- _DATASET EXTRACT_:
──────────
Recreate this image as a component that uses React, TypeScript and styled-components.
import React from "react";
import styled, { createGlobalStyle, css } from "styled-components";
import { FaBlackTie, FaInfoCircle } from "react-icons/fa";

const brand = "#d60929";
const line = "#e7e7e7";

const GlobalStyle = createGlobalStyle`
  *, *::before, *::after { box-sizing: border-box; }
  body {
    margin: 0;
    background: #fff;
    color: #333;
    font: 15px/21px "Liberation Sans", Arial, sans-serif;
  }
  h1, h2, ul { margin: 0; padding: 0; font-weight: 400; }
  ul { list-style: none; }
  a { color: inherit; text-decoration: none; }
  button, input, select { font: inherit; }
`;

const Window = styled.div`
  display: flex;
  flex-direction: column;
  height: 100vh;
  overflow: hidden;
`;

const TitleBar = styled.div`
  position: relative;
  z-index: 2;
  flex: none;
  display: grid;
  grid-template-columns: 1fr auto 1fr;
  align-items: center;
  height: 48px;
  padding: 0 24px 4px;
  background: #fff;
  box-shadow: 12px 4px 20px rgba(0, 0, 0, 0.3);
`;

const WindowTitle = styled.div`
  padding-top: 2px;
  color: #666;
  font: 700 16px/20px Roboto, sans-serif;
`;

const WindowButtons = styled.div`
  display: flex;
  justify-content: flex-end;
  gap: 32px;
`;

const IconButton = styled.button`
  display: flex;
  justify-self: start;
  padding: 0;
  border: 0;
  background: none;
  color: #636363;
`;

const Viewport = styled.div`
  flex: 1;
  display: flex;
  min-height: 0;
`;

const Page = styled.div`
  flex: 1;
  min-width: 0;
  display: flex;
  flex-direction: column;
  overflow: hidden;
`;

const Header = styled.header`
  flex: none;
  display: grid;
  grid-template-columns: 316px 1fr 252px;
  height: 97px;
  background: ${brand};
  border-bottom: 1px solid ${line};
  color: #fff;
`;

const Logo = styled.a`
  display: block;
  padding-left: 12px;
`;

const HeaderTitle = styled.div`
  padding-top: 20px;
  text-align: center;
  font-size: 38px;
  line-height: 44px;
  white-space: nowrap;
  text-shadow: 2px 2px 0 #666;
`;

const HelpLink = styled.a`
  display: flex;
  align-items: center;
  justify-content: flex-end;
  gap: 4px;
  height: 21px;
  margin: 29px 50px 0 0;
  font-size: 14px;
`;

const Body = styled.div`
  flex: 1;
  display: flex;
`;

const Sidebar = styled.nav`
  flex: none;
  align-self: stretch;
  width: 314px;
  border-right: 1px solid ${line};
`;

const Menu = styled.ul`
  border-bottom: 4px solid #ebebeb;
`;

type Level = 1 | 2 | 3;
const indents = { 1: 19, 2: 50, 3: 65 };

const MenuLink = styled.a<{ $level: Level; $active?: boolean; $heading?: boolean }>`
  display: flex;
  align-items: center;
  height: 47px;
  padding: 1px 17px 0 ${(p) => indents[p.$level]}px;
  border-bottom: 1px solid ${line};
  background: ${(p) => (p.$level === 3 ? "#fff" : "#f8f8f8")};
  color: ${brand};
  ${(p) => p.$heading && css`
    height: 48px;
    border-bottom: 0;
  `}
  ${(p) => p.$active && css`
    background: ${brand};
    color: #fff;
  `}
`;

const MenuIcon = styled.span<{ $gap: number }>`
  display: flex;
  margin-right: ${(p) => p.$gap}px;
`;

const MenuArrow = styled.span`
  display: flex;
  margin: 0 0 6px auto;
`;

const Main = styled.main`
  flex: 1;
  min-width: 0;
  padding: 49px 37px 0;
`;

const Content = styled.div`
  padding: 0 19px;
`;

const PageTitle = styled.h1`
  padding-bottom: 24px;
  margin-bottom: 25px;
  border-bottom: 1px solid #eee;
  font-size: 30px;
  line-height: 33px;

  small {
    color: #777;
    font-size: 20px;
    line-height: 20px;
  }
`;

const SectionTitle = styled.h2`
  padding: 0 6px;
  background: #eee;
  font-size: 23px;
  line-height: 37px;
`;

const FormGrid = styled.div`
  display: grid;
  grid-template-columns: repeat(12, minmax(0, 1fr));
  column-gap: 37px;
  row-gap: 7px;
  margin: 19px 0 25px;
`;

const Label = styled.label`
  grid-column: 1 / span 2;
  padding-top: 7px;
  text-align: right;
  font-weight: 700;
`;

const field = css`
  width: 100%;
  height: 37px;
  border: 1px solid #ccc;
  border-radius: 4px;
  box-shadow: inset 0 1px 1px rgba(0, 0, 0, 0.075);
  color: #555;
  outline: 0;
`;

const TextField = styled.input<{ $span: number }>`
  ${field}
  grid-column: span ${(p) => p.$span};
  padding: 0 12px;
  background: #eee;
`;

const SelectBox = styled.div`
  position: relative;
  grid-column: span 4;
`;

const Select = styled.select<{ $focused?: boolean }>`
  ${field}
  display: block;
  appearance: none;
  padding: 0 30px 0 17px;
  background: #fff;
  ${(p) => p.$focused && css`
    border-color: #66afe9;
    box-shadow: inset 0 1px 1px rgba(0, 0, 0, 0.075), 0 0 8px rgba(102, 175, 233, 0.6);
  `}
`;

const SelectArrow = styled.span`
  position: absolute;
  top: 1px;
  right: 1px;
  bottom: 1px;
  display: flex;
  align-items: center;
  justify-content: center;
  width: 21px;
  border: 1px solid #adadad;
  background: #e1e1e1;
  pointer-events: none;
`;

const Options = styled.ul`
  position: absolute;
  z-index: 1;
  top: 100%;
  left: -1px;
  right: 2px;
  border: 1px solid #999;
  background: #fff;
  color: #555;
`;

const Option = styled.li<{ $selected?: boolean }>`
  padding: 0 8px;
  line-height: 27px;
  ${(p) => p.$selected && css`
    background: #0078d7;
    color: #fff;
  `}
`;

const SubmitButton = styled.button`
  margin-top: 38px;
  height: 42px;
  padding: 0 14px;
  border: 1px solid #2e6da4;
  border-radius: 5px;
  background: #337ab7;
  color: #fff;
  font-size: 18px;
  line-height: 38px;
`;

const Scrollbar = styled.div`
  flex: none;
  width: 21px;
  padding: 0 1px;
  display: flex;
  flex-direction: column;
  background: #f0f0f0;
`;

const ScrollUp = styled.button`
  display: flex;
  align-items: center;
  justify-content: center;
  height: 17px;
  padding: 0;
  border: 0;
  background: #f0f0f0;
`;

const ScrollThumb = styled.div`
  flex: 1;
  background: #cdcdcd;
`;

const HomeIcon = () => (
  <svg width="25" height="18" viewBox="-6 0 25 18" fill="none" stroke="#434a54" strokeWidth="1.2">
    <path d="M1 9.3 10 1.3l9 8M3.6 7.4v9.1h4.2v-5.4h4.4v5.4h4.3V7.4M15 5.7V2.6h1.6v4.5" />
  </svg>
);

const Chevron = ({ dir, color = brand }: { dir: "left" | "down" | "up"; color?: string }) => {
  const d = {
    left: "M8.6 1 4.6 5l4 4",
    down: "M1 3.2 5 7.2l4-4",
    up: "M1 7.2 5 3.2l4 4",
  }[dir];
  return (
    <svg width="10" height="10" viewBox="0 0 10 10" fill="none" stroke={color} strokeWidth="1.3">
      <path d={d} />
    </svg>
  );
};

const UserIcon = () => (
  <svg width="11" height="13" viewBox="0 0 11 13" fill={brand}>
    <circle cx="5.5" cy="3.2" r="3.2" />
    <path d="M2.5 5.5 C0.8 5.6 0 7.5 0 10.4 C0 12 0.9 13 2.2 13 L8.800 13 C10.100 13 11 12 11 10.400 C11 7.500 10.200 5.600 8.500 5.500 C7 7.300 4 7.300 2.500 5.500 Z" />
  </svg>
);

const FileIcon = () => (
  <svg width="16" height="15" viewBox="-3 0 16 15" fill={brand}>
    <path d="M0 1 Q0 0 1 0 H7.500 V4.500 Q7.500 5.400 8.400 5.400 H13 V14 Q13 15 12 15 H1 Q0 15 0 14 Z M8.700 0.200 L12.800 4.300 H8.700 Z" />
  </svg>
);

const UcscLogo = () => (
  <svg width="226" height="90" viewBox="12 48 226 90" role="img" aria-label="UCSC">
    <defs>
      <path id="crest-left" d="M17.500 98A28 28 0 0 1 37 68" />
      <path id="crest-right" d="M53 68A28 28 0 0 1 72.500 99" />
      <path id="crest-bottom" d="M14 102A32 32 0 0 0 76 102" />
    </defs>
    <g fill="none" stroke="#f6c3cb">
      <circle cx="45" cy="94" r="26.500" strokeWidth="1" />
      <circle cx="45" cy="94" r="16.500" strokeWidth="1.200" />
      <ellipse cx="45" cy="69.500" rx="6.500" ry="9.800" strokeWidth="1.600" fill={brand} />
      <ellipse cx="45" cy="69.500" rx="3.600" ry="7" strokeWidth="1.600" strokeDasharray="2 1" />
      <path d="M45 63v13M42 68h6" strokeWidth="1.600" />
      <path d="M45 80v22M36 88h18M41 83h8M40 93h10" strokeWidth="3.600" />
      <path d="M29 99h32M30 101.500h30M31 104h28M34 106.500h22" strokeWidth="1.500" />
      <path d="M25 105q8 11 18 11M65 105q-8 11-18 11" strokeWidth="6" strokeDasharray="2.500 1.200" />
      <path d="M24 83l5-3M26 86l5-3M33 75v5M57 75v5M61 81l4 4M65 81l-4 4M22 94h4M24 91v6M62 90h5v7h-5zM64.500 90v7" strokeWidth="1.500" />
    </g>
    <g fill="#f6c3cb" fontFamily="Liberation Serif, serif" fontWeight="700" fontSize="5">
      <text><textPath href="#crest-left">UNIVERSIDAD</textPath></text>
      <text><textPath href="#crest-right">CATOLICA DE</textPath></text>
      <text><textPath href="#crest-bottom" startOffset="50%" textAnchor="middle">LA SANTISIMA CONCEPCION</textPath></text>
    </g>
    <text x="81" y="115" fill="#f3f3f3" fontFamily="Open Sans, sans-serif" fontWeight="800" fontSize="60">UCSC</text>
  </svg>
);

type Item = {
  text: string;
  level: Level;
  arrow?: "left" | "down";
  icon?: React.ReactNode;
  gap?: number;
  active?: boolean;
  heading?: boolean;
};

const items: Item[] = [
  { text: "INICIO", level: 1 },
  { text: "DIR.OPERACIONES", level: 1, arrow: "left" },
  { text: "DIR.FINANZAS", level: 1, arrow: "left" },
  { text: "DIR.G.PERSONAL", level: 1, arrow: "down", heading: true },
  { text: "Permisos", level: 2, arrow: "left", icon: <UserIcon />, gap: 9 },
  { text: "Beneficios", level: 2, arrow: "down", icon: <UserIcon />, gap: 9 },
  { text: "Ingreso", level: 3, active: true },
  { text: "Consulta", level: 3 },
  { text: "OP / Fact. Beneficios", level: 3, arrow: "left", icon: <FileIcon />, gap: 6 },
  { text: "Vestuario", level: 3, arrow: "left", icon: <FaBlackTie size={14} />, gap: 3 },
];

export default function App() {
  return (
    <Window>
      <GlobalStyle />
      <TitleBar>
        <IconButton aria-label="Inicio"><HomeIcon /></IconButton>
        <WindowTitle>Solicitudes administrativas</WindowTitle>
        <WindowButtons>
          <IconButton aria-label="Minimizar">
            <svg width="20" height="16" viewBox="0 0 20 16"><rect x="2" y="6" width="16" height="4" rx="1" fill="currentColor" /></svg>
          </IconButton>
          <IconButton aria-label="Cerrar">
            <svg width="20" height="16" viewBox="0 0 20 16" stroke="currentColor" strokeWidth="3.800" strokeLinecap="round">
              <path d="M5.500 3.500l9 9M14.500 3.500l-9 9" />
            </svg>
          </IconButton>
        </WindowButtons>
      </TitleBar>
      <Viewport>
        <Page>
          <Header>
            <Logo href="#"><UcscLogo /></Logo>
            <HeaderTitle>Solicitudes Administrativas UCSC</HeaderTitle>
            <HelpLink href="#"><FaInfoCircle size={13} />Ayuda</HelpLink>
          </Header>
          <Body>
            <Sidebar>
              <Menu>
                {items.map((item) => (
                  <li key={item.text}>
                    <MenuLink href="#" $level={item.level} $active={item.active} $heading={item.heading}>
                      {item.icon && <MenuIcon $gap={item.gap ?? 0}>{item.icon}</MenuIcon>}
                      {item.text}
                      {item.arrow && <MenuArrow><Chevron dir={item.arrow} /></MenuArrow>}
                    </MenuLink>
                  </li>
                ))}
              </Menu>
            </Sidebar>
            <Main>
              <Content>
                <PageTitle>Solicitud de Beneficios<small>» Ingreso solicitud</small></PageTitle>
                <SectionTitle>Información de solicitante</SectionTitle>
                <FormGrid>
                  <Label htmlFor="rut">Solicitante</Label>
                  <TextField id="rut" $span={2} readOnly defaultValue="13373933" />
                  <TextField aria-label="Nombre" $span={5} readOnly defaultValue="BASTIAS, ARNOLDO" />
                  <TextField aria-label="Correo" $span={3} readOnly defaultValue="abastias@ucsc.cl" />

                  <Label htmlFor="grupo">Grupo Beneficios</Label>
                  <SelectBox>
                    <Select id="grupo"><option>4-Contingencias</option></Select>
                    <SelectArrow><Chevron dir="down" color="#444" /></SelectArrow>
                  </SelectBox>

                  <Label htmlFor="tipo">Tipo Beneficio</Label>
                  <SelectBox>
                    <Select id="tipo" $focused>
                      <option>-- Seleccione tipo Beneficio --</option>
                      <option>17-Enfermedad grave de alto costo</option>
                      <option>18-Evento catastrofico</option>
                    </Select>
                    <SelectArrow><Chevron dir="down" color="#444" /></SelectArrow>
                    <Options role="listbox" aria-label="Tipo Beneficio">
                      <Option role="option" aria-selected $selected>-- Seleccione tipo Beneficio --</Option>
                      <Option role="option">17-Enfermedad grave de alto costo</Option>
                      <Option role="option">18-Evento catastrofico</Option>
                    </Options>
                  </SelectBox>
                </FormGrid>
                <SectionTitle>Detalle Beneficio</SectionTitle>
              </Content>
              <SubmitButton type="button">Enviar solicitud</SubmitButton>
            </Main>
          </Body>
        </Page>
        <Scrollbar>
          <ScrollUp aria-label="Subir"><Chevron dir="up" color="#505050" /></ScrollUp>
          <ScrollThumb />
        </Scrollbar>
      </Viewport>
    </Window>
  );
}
──────────
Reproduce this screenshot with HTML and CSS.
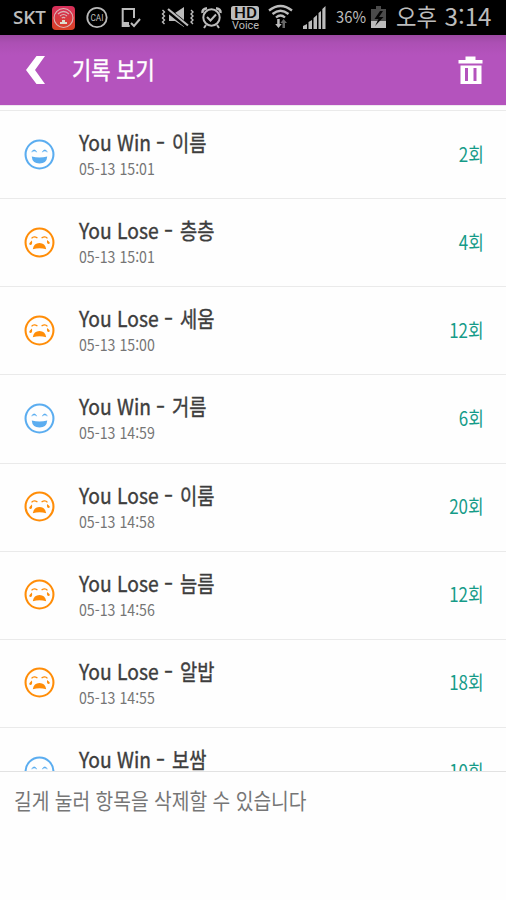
──────────
- _PROBLEM DETAILS_:
From the entries above, copy every line containing the word "components".

- _RESULT OF THIS TASK_:
Recreate this image as a component that uses React, TypeScript and styled-components.
import styled, { createGlobalStyle, css } from "styled-components";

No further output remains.